Experts interviewed by Arab News noted that the military deployment to the Syrian border with many tanks and howitzers was aimed at putting additional pressure on the US to accelerate the implementation of a roadmap endorsed by Turkey and the US in June for the northern Syrian city of Manbij.

A recent agreement between Ankara and Moscow that forestalled a full-scale Syrian regime offensive against the Syrian province of Idlib also triggered Turkey’s ambitious military activities along the border. 

Turkey maintains its regional alliance with Russia as leverage against US support for the Syrian Kurdish YPG militia, seen as a domestic security threat to Turkey due to their links with the Kurdistan Workers’ Party (PKK), which has waged a bloody insurgency against the Turkish state for more than three decades. 

And the Manbij roadmap between Turkey and the US consists of the withdrawal of the YPG from the city to stabilize the region.

Tal Abyad, an Arab-majority town located to the north of Raqqa city and near the Turkish border, was captured from Daesh in 2015 by the YPG in an offensive supported by US-led airstrikes. The YPG remains a reliable American partner in Syria. 

A potential operation in Tal Abyad, if it happens, would likely mark a new phase in Turkey’s military intervention in Syria by directly clashing with the YPG on the ground. 

Mete Sohtaoglu, an analyst on Syrian politics, expects Turkey’s operation in Tal Abyad to start by March 2019. 

“Turkey’s main objective is to wipe out all YPG presence in the east of the Euphrates. The details of the operation, if it occurs, will become clear following an upcoming meeting between Turkish and American presidents,” he told Arab News. 

“The operation is expected to begin from Turkey’s southeastern border town of Suruc, then will specifically include the zone between Tal Abyad and Kobani cantons,” he said. 

Although not officially confirmed, Trump and Erdogan are likely to meet on the sidelines of the UN General Assembly’s 73rd session, which will begin on Sept. 25. 

According to Sohtaoglu, the prime condition for the US to address Ankara’s concerns and withdraw its support for the YPG would be a change of policy by Turkey about Iran. 

Ankara recently gave the green light for military cooperation with Washington in Syria. Since June 18, US and Turkish troops have been conducting “coordinated independent patrols” to the north of Manbij as part of the roadmap. 

In a press conference on Friday, Turkish presidential spokesperson Ibrahim Kalin announced that Turkey would soon start joint training and patrols with the US in the Syrian Kurdish-held town of Manbij, but said Washington’s continuous arms support of the YPG was unacceptable.

The US State Department omitted the YPG and its political wing the Democratic Union Party (PYD) from its 2017 Country Reports on Terrorism, which was released on Wednesday.

However, some experts do not expect any decrease of US support to its local partner YPG, while mobilizing the forces alongside the border is a tactical move. 

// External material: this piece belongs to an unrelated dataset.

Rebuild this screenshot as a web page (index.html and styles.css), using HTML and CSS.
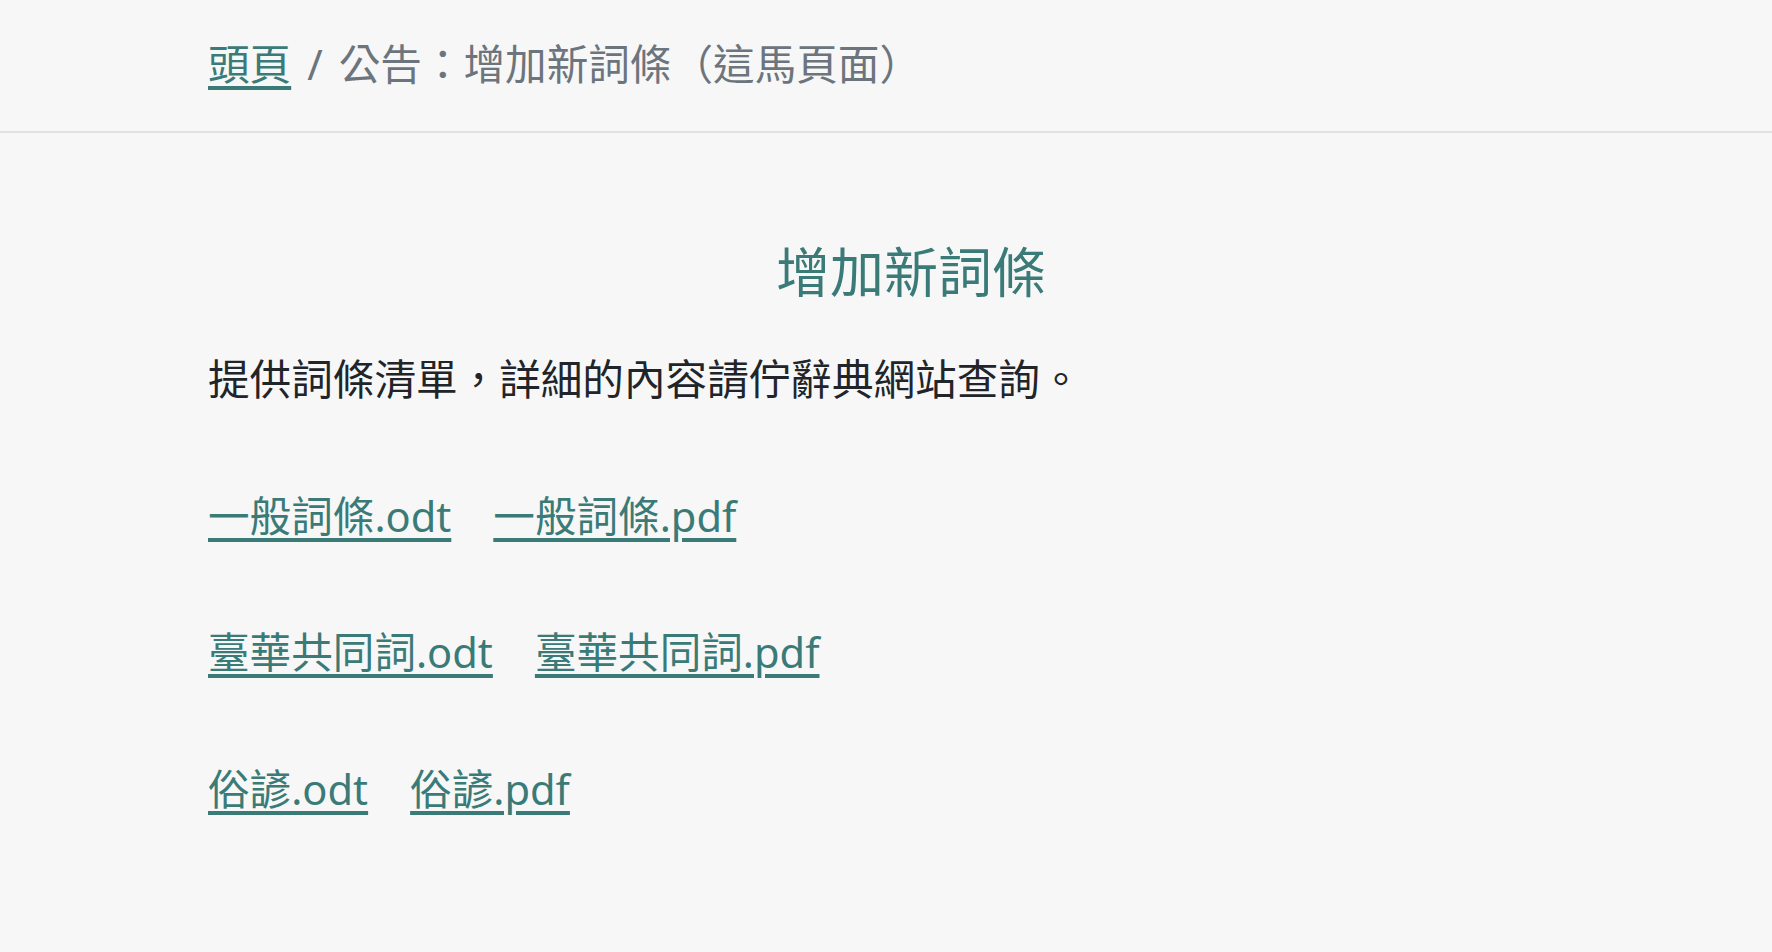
FILE: index.html
```html
<!DOCTYPE html>
<html lang="zh-Hant">
<head>
<meta charset="utf-8">
<title>增加新詞條</title>
<link rel="stylesheet" href="styles.css">
</head>
<body>
<header class="crumbs">
  <nav class="crumbs-inner">
    <a class="link" href="#">頭頁</a><span class="sep">/</span><span class="current">公告：增加新詞條（這馬頁面）</span>
  </nav>
</header>
<main class="content">
  <h1 class="title">增加新詞條</h1>
  <p class="intro">提供詞條清單，詳細的內容請佇辭典網站查詢。</p>
  <p class="files"><a class="link" href="#">一般詞條.odt</a><a class="link" href="#">一般詞條.pdf</a></p>
  <p class="files"><a class="link" href="#">臺華共同詞.odt</a><a class="link" href="#">臺華共同詞.pdf</a></p>
  <p class="files"><a class="link" href="#">俗諺.odt</a><a class="link" href="#">俗諺.pdf</a></p>
</main>
</body>
</html>
```
FILE: styles.css
```css
html, body {
  margin: 0;
  padding: 0;
  background: #f7f7f7;
}
body {
  font-family: "Noto Sans", "Noto Sans CJK TC", sans-serif;
  font-size: 41.6px;
  line-height: 1.48;
  color: #212529;
}
.link {
  color: #3a7b78;
  text-decoration: underline;
  text-decoration-thickness: 4px;
  text-underline-offset: 6px;
}
.crumbs {
  border-bottom: 2px solid #e1e1e5;
  padding: 34px 0 35px;
}
.crumbs-inner {
  padding-left: 208px;
  color: #6c757d;
  display: flex;
  align-items: center;
}
.sep {
  margin: 0 16px;
}
.content {
  padding: 107px 158px 0 208px;
}
.title {
  margin: 0;
  text-align: center;
  font-size: 54px;
  font-weight: 400;
  line-height: 1.2;
  color: #3a7b78;
}
.intro {
  margin: 45px 0 0;
}
.files {
  margin: 75px 0 0;
  display: flex;
  gap: 42px;
}
```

“I don’t expect an imminent and direct military operation to Tal Abyad. I think the recent military reinforcement intends to put pressure on the US to quickly operationalize the joint roadmap on Manbij, another Kurdish-held province,” Oytun Orhan, a Syria expert at the Ankara-based think-tank ORSAM, told Arab News. 

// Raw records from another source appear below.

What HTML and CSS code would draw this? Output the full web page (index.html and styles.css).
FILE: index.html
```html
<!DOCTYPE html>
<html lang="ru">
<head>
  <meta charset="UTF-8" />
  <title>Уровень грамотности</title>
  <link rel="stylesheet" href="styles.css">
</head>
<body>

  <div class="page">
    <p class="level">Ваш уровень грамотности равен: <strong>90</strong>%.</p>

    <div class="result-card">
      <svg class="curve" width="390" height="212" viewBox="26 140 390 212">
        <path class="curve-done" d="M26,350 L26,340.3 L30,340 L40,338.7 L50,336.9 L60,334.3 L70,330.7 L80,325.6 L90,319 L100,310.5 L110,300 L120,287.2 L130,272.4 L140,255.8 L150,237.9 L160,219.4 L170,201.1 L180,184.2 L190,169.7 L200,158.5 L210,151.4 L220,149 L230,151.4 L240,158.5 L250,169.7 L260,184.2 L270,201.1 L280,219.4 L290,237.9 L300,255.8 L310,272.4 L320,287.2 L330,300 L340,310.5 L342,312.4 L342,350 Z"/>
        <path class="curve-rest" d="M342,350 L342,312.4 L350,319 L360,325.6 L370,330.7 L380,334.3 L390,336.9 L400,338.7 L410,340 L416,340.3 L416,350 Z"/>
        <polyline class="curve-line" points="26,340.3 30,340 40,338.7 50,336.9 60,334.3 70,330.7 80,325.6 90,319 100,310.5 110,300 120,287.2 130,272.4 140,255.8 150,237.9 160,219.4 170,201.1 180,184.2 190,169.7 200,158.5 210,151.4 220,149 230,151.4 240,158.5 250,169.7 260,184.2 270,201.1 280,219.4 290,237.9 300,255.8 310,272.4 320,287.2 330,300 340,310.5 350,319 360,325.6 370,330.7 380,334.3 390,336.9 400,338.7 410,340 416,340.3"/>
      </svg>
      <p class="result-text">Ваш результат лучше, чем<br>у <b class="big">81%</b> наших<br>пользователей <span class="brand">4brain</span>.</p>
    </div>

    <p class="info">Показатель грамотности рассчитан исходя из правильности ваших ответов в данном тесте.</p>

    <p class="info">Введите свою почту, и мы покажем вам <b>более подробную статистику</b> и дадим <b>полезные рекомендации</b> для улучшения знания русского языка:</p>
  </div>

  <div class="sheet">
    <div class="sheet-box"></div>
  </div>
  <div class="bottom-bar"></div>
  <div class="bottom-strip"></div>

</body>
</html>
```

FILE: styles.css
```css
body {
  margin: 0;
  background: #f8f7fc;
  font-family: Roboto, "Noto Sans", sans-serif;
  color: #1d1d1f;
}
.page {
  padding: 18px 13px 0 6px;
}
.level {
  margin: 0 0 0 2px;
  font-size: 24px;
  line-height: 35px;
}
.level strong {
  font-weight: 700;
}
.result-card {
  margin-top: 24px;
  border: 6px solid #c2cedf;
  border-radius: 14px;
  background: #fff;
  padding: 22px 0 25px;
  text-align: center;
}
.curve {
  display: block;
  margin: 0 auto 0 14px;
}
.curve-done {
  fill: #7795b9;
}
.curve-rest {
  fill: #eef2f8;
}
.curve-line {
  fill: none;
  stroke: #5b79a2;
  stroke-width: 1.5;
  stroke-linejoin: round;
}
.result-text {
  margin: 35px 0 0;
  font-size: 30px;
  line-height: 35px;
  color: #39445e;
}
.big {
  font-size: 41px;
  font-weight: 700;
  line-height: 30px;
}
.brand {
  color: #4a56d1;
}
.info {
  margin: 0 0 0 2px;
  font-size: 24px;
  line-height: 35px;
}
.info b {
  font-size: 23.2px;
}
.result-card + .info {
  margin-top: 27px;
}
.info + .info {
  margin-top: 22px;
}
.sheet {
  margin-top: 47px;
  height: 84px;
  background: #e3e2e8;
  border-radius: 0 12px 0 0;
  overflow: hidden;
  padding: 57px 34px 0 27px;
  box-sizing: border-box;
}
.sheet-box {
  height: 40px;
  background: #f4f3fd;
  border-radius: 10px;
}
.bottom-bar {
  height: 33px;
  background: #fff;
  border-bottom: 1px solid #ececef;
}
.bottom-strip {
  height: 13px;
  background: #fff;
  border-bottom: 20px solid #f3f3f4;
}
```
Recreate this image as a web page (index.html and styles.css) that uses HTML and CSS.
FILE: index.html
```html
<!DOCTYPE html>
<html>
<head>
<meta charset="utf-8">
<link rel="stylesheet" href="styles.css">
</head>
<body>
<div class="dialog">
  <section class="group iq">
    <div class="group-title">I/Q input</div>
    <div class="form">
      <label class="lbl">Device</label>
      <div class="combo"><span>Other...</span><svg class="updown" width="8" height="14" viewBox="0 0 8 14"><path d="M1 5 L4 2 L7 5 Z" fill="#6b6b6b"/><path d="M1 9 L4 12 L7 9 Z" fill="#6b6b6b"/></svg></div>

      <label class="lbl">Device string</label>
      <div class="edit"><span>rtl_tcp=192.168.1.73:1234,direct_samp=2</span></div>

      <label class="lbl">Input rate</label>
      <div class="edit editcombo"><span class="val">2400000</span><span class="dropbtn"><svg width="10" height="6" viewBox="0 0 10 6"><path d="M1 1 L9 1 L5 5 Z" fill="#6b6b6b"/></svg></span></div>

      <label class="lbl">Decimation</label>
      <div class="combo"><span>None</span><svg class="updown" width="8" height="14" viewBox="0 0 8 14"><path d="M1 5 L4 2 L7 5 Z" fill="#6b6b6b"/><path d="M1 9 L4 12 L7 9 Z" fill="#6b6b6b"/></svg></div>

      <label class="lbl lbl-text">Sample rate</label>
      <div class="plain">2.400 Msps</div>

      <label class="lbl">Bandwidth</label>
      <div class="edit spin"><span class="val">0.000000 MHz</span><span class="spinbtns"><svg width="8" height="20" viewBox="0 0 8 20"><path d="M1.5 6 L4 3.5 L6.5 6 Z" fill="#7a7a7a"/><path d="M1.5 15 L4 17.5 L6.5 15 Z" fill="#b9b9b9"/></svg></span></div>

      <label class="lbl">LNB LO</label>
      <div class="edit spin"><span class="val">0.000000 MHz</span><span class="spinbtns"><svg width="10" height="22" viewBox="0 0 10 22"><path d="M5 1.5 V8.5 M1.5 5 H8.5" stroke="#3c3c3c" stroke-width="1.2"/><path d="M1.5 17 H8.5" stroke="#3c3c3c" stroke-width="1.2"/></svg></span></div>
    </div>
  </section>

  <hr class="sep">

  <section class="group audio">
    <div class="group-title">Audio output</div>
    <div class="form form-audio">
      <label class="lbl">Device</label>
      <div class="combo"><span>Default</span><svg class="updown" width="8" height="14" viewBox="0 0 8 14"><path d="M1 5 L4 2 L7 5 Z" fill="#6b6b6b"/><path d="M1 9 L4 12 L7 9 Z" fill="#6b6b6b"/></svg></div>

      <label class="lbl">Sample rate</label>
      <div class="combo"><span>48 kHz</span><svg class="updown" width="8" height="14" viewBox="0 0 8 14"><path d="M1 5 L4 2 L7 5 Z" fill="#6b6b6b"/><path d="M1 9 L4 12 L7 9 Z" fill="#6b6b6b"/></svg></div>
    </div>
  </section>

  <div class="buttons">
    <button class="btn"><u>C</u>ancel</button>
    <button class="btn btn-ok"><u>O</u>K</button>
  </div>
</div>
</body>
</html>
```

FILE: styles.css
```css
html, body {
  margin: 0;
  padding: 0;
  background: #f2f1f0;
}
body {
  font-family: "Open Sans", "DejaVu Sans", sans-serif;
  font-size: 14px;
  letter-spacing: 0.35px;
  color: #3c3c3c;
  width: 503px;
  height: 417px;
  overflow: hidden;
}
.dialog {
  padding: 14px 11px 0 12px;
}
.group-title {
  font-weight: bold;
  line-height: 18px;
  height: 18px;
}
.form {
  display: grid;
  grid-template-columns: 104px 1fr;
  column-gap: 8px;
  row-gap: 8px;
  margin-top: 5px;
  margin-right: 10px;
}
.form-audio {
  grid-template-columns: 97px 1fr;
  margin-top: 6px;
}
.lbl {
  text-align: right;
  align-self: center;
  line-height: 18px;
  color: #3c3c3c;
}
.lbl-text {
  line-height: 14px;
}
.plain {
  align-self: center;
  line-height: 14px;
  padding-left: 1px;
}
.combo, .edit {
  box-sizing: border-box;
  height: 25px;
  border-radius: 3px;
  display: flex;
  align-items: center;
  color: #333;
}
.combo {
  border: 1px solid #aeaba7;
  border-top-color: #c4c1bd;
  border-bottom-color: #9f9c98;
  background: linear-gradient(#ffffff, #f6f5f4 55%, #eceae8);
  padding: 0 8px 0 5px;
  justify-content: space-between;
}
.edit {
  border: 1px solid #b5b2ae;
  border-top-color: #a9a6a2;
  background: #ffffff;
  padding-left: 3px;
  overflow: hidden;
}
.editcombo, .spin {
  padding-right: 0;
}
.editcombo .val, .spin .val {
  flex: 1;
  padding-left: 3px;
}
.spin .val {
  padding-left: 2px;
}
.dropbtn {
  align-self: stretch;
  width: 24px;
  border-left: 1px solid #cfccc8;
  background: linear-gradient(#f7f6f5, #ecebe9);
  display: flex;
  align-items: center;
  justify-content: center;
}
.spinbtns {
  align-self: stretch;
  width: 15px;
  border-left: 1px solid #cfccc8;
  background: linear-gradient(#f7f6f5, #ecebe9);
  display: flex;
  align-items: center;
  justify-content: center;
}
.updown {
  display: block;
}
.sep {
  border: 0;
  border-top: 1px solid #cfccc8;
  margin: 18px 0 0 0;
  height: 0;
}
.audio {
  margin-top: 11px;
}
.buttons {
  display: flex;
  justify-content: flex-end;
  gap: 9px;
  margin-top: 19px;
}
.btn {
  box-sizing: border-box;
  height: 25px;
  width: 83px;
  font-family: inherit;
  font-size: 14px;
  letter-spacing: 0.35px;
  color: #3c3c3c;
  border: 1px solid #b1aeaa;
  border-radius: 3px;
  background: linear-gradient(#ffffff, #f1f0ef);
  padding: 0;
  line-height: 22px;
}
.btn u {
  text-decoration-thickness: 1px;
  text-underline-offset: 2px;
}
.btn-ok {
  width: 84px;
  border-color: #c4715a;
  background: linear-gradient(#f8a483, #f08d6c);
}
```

Orhan thinks that Turkey’s tactical move would change the local balance in Tal Abyad. 

“It would create a sense that the Turkish army wants to enter the area and would incite some rebels. The removal of YPG from this province would undermine the terror group’s aim to create an integrated zone in this region because it will break the geographical continuity between the cantons,” he said. 

Further increasing its geographical importance, Tal Abyad is located on an intermediate point between the major cantons of Kobani and Qamishli. 

Orhan said that Turkey already had the support of Arab tribes that took refuge in Turkey from Tal Abyad, and Ankara’s ability to rally this support in an Arab-majority town would force the US to reconsider its alliance with the YPG. 

“In the past, the Arab tribes that took shelter in Turkey often expressed their willingness to take part in an Turkish operation to Tal Abyad if Ankara supports them,” he said. 

Last year in March, Turkey convened a meeting of about 50 Sunni Arab tribal leaders in the Turkish southeastern province of Sanliurfa that lies to the north of Tal Abyad, and their position against the YPG was put on the table.